En esta guerra España no es un sujeto pasivo sino parte activa especialmente comprometida por su situación geográfica entre Europa y África y su red de intercambios como potencia turística y país de acogida de emigración. Por eso el esfuerzo de un Gobierno que estuviese a la altura de las circunstancias debería dedicarse obsesivamente a ganar esa guerra con todas las energías nacionales y no a perderse en trifulcas políticas de segundo orden. Una guerra no permite distracciones ni negligencias. Hay que ganarla a toda costa.
El actual Gobierno de España no ha entendido este reto. El saliente ministro de Sanidad no lo hace por razones derivadas de su cargo sino para participar en una trifulca entre partidos participes en unas elecciones en Cataluña mantenidas en su fecha sin tener en cuenta si a los electores les convendría sanitariamente tal fecha o si al resto de los españoles les convendría acentuar las medidas de prevención en cuanto a toques de queda o limitación de actividades que, si se aplicasen en todo el territorio nacional, serían argumento inesquivable para aplazar dichas elecciones.
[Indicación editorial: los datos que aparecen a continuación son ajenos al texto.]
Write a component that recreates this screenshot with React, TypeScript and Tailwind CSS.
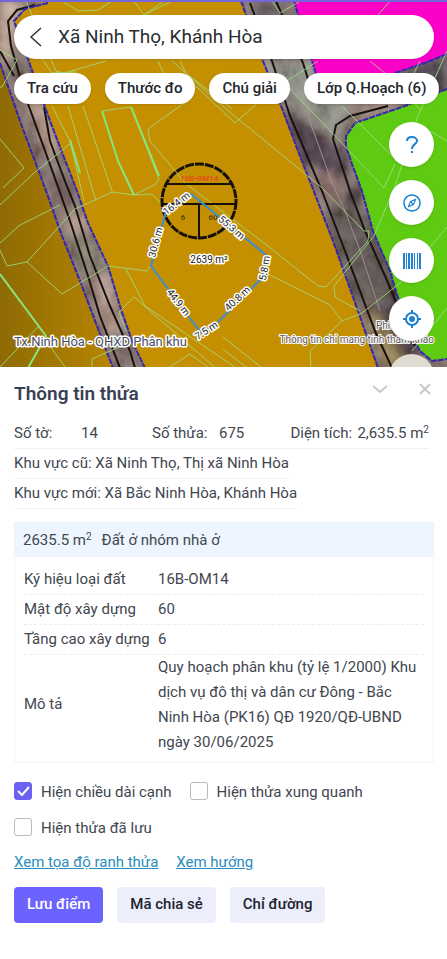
import React from "react";
import { AiOutlineCompass } from "react-icons/ai";

const chips = ["Tra cứu", "Thước đo", "Chú giải", "Lớp Q.Hoạch (6)"];

const zoningRows = [
  ["Ký hiệu loại đất", "16B-OM14"],
  ["Mật độ xây dựng", "60"],
  ["Tầng cao xây dựng", "6"],
];

const edges = [
  { x: 176, y: 202, angle: -38, text: "16.4 m" },
  { x: 232, y: 226, angle: 40, text: "55.3 m" },
  { x: 264, y: 267, angle: -80, text: "5.8 m" },
  { x: 237, y: 297, angle: -43, text: "40.8 m" },
  { x: 206, y: 329, angle: -33, text: "7.5 m" },
  { x: 179, y: 301, angle: 52, text: "44.9 m" },
  { x: 155, y: 241, angle: -75, text: "30.6 m" },
];

const parcelLines = [
  "M0 49 L17 59 L2 86 L0 86",
  "M0 138 L24 167 L3 187",
  "M0 204 L34 172 L71 142",
  "M0 242 L20 224 L60 204",
  "M0 249 L7 265 L27 261 L62 293 L108 265 L147 270 L152 262",
  "M27 261 L75 208 L112 191 L134 194 L152 193 L163 205",
  "M62 0 L78 10 L98 9 L112 0",
  "M26 0 L56 70 L64 72 L106 60",
  "M42 58 L52 72 L76 71",
  "M52 105 L70 140 L84 200",
  "M68 105 L96 200",
  "M83 105 L112 190",
  "M102 110 L131 106 L159 178 L156 183 L134 194 L118 160 Z",
  "M190 98 L148 128 L150 140 L185 182 L264 242",
  "M134 0 L144 14 L172 0",
  "M144 14 L164 0",
  "M158 60 L164 73 L198 87 L235 122",
  "M172 60 L232 113 L320 185 L364 230",
  "M180 60 L186 72 L232 108",
  "M235 122 L260 100 L290 78 L318 60",
  "M280 12 L304 -2",
  "M280 12 L272 0",
  "M264 242 L318 285 L326 286 L368 240 L369 230 L364 230",
  "M268 273 L330 304 L342 320 L362 312 L400 282 L447 226",
  "M342 320 L310 350 L311 367",
  "M223 336 L262 367",
  "M223 348 L247 367",
  "M126 268 L145 305 L223 358 L236 367",
  "M134 296 L119 311 L126 330",
  "M134 296 L190 345 L216 367",
  "M92 367 L92 358 L128 342",
  "M168 367 L190 353 L209 367",
  "M46 340 L66 367",
  "M0 366 L38 326",
  "M390 0 L378 14 M370 60 L386 73",
  "M447 50 L418 115 L395 185 L374 235 L334 285 L335 296 L360 310",
  "M290 88 L340 140 L384 187 L395 163",
  "M342 105 L392 155",
  "M420 60 L405 90 L420 109",
  "M447 140 L430 130",
  "M447 307 L412 350",
];

function MapCanvas() {
  return (
    <svg
      className="absolute inset-0 h-full w-full"
      viewBox="0 0 447 367"
      preserveAspectRatio="xMidYMid slice"
      role="img"
      aria-label="Bản đồ quy hoạch"
    >
      <defs>
        <linearGradient id="west" x1="0" x2="1">
          <stop offset="0" stopColor="#8f6b05" />
          <stop offset="1" stopColor="#b78602" />
        </linearGradient>
        <filter id="grain" x="0" y="0" width="100%" height="100%">
          <feTurbulence type="fractalNoise" baseFrequency="0.07 0.05" numOctaves="4" seed="8" />
          <feColorMatrix
            type="matrix"
            values="1 0 0 0 -0.08  1 0 0 0 -0.14  1 0 0 0 -0.14  0 0 0 0 1"
          />
        </filter>
        <filter id="soft">
          <feGaussianBlur stdDeviation="4" />
        </filter>
        <filter id="smudge">
          <feGaussianBlur stdDeviation="0.6" />
        </filter>
        <clipPath id="roads">
          <path d="M0 0 L48 2 L25 8 L14 20 L28 58 L50 120 L77 190 L88 222 L108 265 L120 305 L132 340 L145 367 L113 367 L97 325 L80 280 L62 235 L45 187 L20 120 L0 62 Z" />
          <path d="M241 0 L294 0 L316 73 L395 72 L447 53 L447 88 L405 105 L355 122 L346 135 L346 145 L352 163 L362 190 L373 230 L390 270 L405 320 L420 350 L432 360 L447 358 L447 367 L378 367 L358 310 L333 240 L311 183 L298 150 L283 110 L263 60 Z" />
        </clipPath>
      </defs>

      <rect width="447" height="367" fill="#c49002" />
      <path d="M0 62 L20 120 L45 187 L80 280 L113 367 L0 367 Z" fill="url(#west)" />
      <path d="M294 0 H447 V53 L425 62 L395 72 H316 Z" fill="#fb02c8" />
      <path
        d="M447 88 L405 105 L355 122 L346 135 L346 145 L352 163 L362 190 L373 230 L390 270 L405 320 L420 350 L432 360 L447 358 Z"
        fill="#5fca12"
      />

      <g clipPath="url(#roads)">
        <rect width="447" height="367" fill="#75645c" />
        <g filter="url(#soft)">
          <path d="M0 0 H22 L10 60 H0 Z" fill="#c9ab93" />
          <path d="M22 95 L44 95 L64 150 L50 160 Z" fill="#a88877" />
          <path d="M50 165 L76 185 L76 205 L58 205 Z" fill="#5c4540" />
          <path d="M62 208 L86 210 L90 232 L68 232 Z" fill="#b0937f" />
          <path d="M70 232 L98 245 L104 270 L82 275 Z" fill="#77775f" />
          <path d="M88 272 L112 272 L124 330 L104 330 Z" fill="#a8897a" />
          <path d="M255 60 H310 L350 112 L336 138 L275 90 Z" fill="#858b80" />
          <path d="M283 105 L345 150 L350 180 L298 160 Z" fill="#33242f" />
          <path d="M250 0 H290 V12 L255 20 Z" fill="#4c4246" />
          <path d="M306 172 L335 172 L345 200 L322 200 Z" fill="#80605a" />
          <path d="M325 205 L380 215 L400 300 L352 300 Z" fill="#453d38" />
          <path d="M345 187 L362 187 L360 207 L345 205 Z" fill="#22131f" />
          <path d="M350 108 L400 98 L375 112 Z" fill="#bc9c90" />
          <path d="M405 72 L447 56 V90 L405 96 Z" fill="#262031" />
          <path d="M370 305 L403 300 L425 352 L380 367 Z" fill="#2a1e26" />
          <path d="M365 312 L378 312 L405 362 L385 367 Z" fill="#8a7439" />
        </g>
        <rect width="447" height="367" filter="url(#grain)" opacity="0.3" />
      </g>

      <g fill="none" stroke="#17120f" strokeWidth="2">
        <path d="M35 4 L17 9 L8 20 L11 45 L27 100 L57 183 L70 220 L88 275 L100 315 L120 367" />
        <path d="M0 50 L14 75 M44 106 L50 140 L66 183 L75 205 L90 255 L110 305 L130 350 L135 367" />
        <path d="M250 2 L272 60 L290 115 L305 150 L322 190 L345 250 L375 330 L392 367" />
        <path d="M276 0 L303 62 L308 78" />
        <path d="M388 105 L350 115 L336 124 L333 138 L350 190 L365 230 L385 275 L400 310 L415 345" />
      </g>
      <path d="M308 115 L332 182 L345 210 L362 255 L380 310" fill="none" stroke="#9c8e94" strokeWidth="1" />

      <g fill="none" stroke="#3528ae" strokeWidth="2" strokeDasharray="6 1">
        <path d="M48 2 L25 8 L14 20 L28 58 L50 120 L77 190 L88 222 L108 265 L120 305 L132 340 L145 367" />
        <path d="M0 62 L20 120 L45 187 L62 235 L80 280 L97 325 L113 367" />
        <path d="M241 0 L263 60 L283 110 L298 150 L311 183 L333 240 L358 310 L378 367" />
        <path d="M294 0 L316 73 M395 72 L425 62 L447 53" />
        <path d="M447 88 L405 105 L355 122 L346 135 L346 145 L352 163 L362 190 L373 230 L390 270 L405 320 L420 350 L432 360 L447 358" />
      </g>

      <g fill="none" stroke="#9fdc84" strokeWidth="1" opacity="0.85">
        {parcelLines.map((d) => (
          <path key={d} d={d} />
        ))}
      </g>
      <g fill="none" stroke="#86e57f" strokeWidth="2">
        <path d="M0 273 L46 335 L28 367" />
        <path d="M102 110 L118 160 L134 194 M131 106 L159 175" />
        <path d="M70 139 L80 172" />
      </g>

      <g fill="none" stroke="#15110a" strokeWidth="2">
        <circle cx="199" cy="200" r="37" strokeWidth="3" strokeDasharray="9 1" />
        <path d="M167 183 H231 M163 203 H235 M199 203 V236" />
      </g>
      <text
        x="199"
        y="180"
        textAnchor="middle"
        fontSize="8"
        fontWeight="700"
        fontStyle="italic"
        fill="#ea4a18"
        filter="url(#smudge)"
      >
        16B-OM14
      </text>
      <g fontSize="8" fontWeight="700" fill="#5e4400" textAnchor="middle" filter="url(#smudge)">
        <text x="183" y="219">6</text>
        <text x="213" y="219">60</text>
      </g>

      <path
        d="M191 193 L266 254 L262 277 L218 321 L201 332 L151 265 L166 210 Z"
        fill="none"
        stroke="#3d8fce"
        strokeWidth="2"
      />

      <g
        fill="#1c1c1c"
        stroke="#ffffff"
        strokeWidth="3"
        strokeLinejoin="round"
        paintOrder="stroke"
        textAnchor="middle"
        fontSize="10"
      >
        {edges.map((edge) => (
          <text
            key={edge.text}
            x={edge.x}
            y={edge.y}
            dy="4"
            transform={`rotate(${edge.angle} ${edge.x} ${edge.y})`}
          >
            {edge.text}
          </text>
        ))}
        <text x="209" y="262">2639 m²</text>
      </g>

      <g fill="#5f5a5a" stroke="#ffffff" strokeWidth="3" strokeLinejoin="round" paintOrder="stroke">
        <text x="14" y="345" fontSize="13" fill="#4a5068">
          Tx.Ninh Hòa - QHXD Phân khu
        </text>
        <g fontSize="10" strokeWidth="2">
          <text x="376" y="328">Phiên bản</text>
          <text x="434" y="342" textAnchor="end">
            Thông tin chỉ mang tính tham khảo
          </text>
        </g>
      </g>
    </svg>
  );
}

function HelpIcon() {
  return (
    <svg width="20" height="20" viewBox="0 0 20 20" fill="none">
      <path d="M5 6 C5 3 7 2 10 2 C13 2 15 4 15 6 C15 9 10 9 10 14" stroke="currentColor" strokeWidth="2" />
      <path d="M9 16h2v2h-2z" fill="currentColor" />
    </svg>
  );
}

function BarcodeIcon() {
  return (
    <svg width="18" height="16" viewBox="0 0 18 16" fill="currentColor">
      <path d="M0 0h2v16H0zM3 0h1v16H3zM5 0h2v16H5zM8 0h2v16H8zM11 0h1v16h-1zM14 0h1v16h-1zM16 0h2v16h-2z" />
    </svg>
  );
}

function LocateIcon() {
  return (
    <svg width="20" height="20" viewBox="0 0 20 20" fill="none">
      <circle cx="10" cy="10" r="6" stroke="currentColor" strokeWidth="2" />
      <circle cx="10" cy="10" r="3" fill="currentColor" />
      <path d="M10 1v3M10 16v3M1 10h3M16 10h3" stroke="currentColor" strokeWidth="2" />
    </svg>
  );
}

const tools = [
  { label: "Trợ giúp", icon: <HelpIcon /> },
  { label: "La bàn", icon: <AiOutlineCompass size={20} /> },
  { label: "Quét mã", icon: <BarcodeIcon /> },
  { label: "Vị trí của tôi", icon: <LocateIcon /> },
];

function MapSection() {
  return (
    <section className="relative h-[367px] overflow-hidden border-t-2 border-[#7766d8]">
      <MapCanvas />
      <div className="relative flex flex-col pt-[13px] pr-[13px] pl-[14px]">
        <div className="flex h-11 items-center rounded-full bg-white pr-4 pl-3 shadow">
          <button type="button" aria-label="Quay lại" className="flex h-8 w-8 items-center text-[#2a2d33]">
            <svg width="20" height="20" viewBox="0 0 20 20" fill="none">
              <path d="M15 1 L5 10 L15 19" stroke="currentColor" strokeWidth="1.4" />
            </svg>
          </button>
          <input
            type="text"
            aria-label="Tìm kiếm"
            defaultValue="Xã Ninh Thọ, Khánh Hòa"
            className="min-w-0 flex-1 text-[19px] text-[#2a2d33] outline-none"
          />
        </div>
        <div className="mt-[14px] flex gap-[14px]">
          {chips.map((chip) => (
            <button
              key={chip}
              type="button"
              className="h-[31px] shrink-0 rounded-full bg-white px-[13px] text-[15px] font-medium whitespace-nowrap text-[#22252b] shadow"
            >
              {chip}
            </button>
          ))}
        </div>
        <div className="mt-[18px] flex flex-col items-end gap-[13px]">
          {tools.map((tool) => (
            <button
              key={tool.label}
              type="button"
              aria-label={tool.label}
              className="flex h-[45px] w-[45px] items-center justify-center rounded-full bg-white text-[#1d83cf] shadow"
            >
              {tool.icon}
            </button>
          ))}
          <button type="button" aria-label="Nền bản đồ" className="h-[45px] w-[45px] rounded-full bg-[#dedbd0]" />
        </div>
      </div>
    </section>
  );
}

type CheckProps = { id: string; label: string; checked?: boolean };

function Check({ id, label, checked }: CheckProps) {
  return (
    <div className="flex items-center gap-[9px]">
      <span className="relative h-[18px] w-[18px]">
        <input
          id={id}
          type="checkbox"
          defaultChecked={checked}
          className="peer block h-[18px] w-[18px] appearance-none rounded-[3px] border border-[#b9bbc0] bg-white checked:border-[#6a62f0] checked:bg-[#6a62f0]"
        />
        <svg
          className="pointer-events-none absolute inset-0 hidden peer-checked:block"
          width="18"
          height="18"
          viewBox="0 0 18 18"
          fill="none"
        >
          <path d="M4 9 L8 13 L15 5" stroke="#fff" strokeWidth="2" />
        </svg>
      </span>
      <label htmlFor={id} className="pt-[2px] leading-5">
        {label}
      </label>
    </div>
  );
}

function ParcelPanel() {
  return (
    <section className="bg-white pt-[10px] pr-[13px] pb-9 pl-[14px] text-[15px] text-[#41464f]">
      <div className="flex items-start justify-between">
        <h1 className="pt-[3px] text-[19px] leading-7 font-semibold text-[#3a3f55]">Thông tin thửa</h1>
        <div className="flex gap-[27px] text-[#c8c8c8]">
          <button type="button" aria-label="Thu gọn" className="flex h-6 items-center">
            <svg width="18" height="18" viewBox="0 0 18 18" fill="none">
              <path d="M2 6 L9 12 L16 6" stroke="currentColor" strokeWidth="2" />
            </svg>
          </button>
          <button type="button" aria-label="Đóng" className="flex h-6 items-center">
            <svg width="18" height="18" viewBox="0 0 18 18" fill="none">
              <path d="M4 4 L14 14 M14 4 L4 14" stroke="currentColor" strokeWidth="2" />
            </svg>
          </button>
        </div>
      </div>

      <div className="mt-[11px] flex flex-col items-start">
        <dl className="mr-[5px] flex h-[30px] items-center justify-between self-stretch border-b border-[#f3efef]">
          <div className="flex">
            <dt className="w-[67px]">Số tờ:</dt>
            <dd>14</dd>
          </div>
          <div className="flex pl-2">
            <dt className="w-[67px]">Số thửa:</dt>
            <dd>675</dd>
          </div>
          <div className="flex">
            <dt className="w-[67px]">Diện tích:</dt>
            <dd>
              2,635.5 m<sup className="text-[10px]">2</sup>
            </dd>
          </div>
        </dl>
        <p className="flex h-[30px] items-center border-b border-[#f3efef]">
          Khu vực cũ: Xã Ninh Thọ, Thị xã Ninh Hòa
        </p>
        <p className="flex h-[30px] items-center border-b border-[#f3efef]">
          Khu vực mới: Xã Bắc Ninh Hòa, Khánh Hòa
        </p>
      </div>

      <div className="mt-[13px] border border-[#f0f5fb]">
        <div className="flex h-[34px] items-center gap-[10px] bg-[#edf6fe] px-2">
          <span>
            2635.5 m<sup className="text-[10px]">2</sup>
          </span>
          <span>Đất ở nhóm nhà ở</span>
        </div>
        <div className="px-[9px] pt-[7px] pb-[7px]">
          <table className="w-full border-collapse">
            <tbody>
              {zoningRows.map(([name, value]) => (
                <tr key={name} className="h-[30px] border-b border-dashed border-[#e9edf0]">
                  <th scope="row" className="w-[134px] p-0 text-left font-normal whitespace-nowrap">
                    {name}
                  </th>
                  <td className="p-0">{value}</td>
                </tr>
              ))}
              <tr>
                <th scope="row" className="w-[134px] p-0 text-left font-normal">
                  Mô tả
                </th>
                <td className="p-0 leading-[25px]">
                  Quy hoạch phân khu (tỷ lệ 1/2000) Khu dịch vụ đô thị và dân cư Đông - Bắc Ninh Hòa (PK16)
                  QĐ 1920/QĐ-UBND ngày 30/06/2025
                </td>
              </tr>
            </tbody>
          </table>
        </div>
      </div>

      <div className="mt-[17px] flex flex-wrap gap-x-[18px] gap-y-[14px]">
        <Check id="edge-length" label="Hiện chiều dài cạnh" checked />
        <Check id="nearby" label="Hiện thửa xung quanh" />
        <Check id="saved" label="Hiện thửa đã lưu" />
      </div>

      <div className="mt-3 flex gap-[18px] leading-6 text-[#2b8dbd] underline">
        <a href="#toa-do">Xem tọa độ ranh thửa</a>
        <a href="#huong">Xem hướng</a>
      </div>

      <div className="mt-[13px] flex gap-[14px] font-medium text-[#22232e]">
        <button type="button" className="h-9 rounded bg-[#6c63ff] px-[13px] text-white">
          Lưu điểm
        </button>
        <button type="button" className="h-9 rounded bg-[#eceffb] px-[13px]">
          Mã chia sẻ
        </button>
        <button type="button" className="h-9 rounded bg-[#eceffb] px-[13px]">
          Chỉ đường
        </button>
      </div>
    </section>
  );
}

function App() {
  return (
    <main className="min-h-screen bg-white font-['Roboto',sans-serif]">
      <MapSection />
      <ParcelPanel />
    </main>
  );
}

export default App;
Para el Gobierno lo único importante es que Salvador Illa goce de las ventajas de su exposición televisiva como ministro en favor de sus pretensiones como candidato y antes que se produzca el desgaste de su imagen por la lentitud y las irregularidades del proceso de vacunación. Tendría cierta justificación que la tal candidatura de Illa pretendiese redimir a Cataluña de la decadencia a la que le ha llevado el nacionalismo y que Illa, como ministro del Gobierno de España, fuese un defensor acérrimo del mantenimiento en Cataluña de los valores constitucionales. Pero Illa va a unas elecciones presionadas para, según los resultados, pactar con los partidos separatistas alguna fórmula de contraprestaciones para que Pedro Sánchez siga contando con los votos separatistas en su bodrio parlamentario. El polivalente ministro de Sanidad no está donde estaba para hacer la guerra a la pandemia sino para confrontarse en una trifulca regional de resultados inciertos. El jefe del Estado Mayor tampoco estaba para movilizar los medios militares para acelerar el proceso de vacunación del pueblo sino para aplicar unas órdenes en que, según parece, eran preferentes los componentes destinados a misiones militares en el exterior y no a los que se hubiese necesitado para cooperar en una campaña de vacunación masiva.